◆ **Data shown**

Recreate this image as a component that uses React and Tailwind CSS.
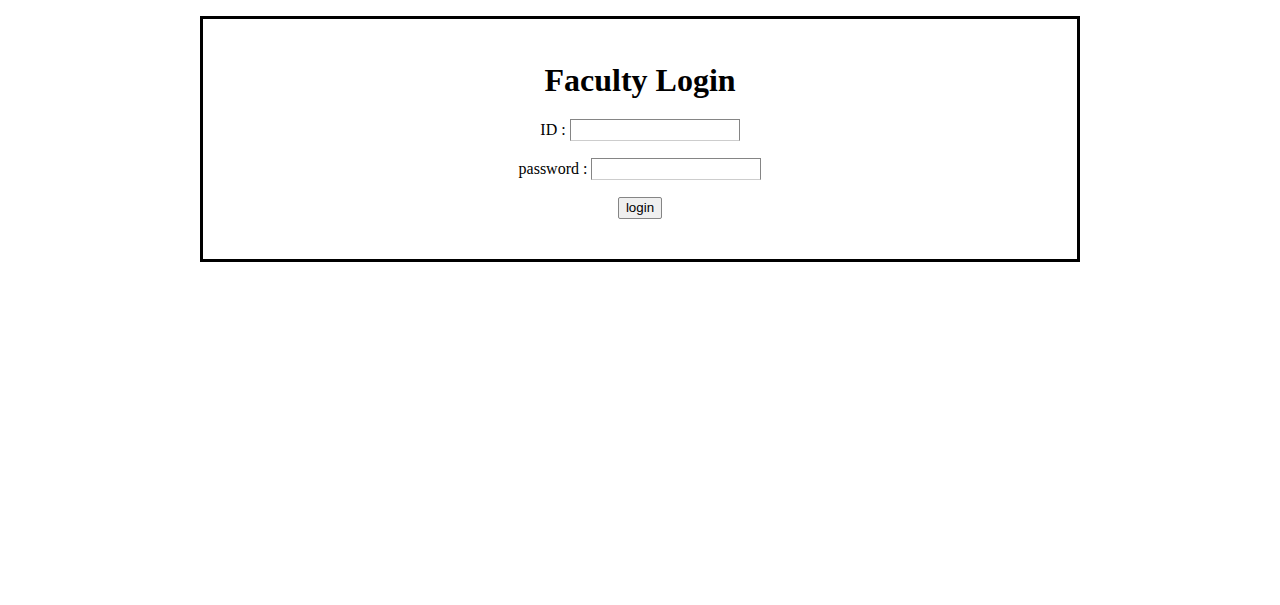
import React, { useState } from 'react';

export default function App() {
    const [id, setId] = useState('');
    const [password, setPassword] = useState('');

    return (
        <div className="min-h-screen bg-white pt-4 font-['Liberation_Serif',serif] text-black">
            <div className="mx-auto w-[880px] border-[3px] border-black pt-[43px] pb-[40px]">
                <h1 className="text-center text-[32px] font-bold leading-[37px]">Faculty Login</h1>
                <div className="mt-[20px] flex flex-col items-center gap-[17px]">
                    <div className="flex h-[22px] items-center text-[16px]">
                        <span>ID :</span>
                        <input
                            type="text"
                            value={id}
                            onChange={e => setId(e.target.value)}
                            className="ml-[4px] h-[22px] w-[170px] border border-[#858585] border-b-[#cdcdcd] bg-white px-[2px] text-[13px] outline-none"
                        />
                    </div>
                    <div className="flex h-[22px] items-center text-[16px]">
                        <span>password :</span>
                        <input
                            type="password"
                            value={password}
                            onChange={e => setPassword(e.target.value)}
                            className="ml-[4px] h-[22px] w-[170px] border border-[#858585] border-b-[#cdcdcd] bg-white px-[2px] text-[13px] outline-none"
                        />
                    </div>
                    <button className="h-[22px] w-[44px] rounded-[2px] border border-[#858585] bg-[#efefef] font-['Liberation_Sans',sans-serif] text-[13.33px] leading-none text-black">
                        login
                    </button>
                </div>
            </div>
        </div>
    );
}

◆ **Task to carry out**
Your task is to restate word for word the lines from the top of the data to the line containing "const [password, setPassword]", both ends included, with every picture left out.

◆ **The output**
Recreate this image as a component that uses React and Tailwind CSS.
import React, { useState } from 'react';

export default function App() {
    const [id, setId] = useState('');
    const [password, setPassword] = useState('');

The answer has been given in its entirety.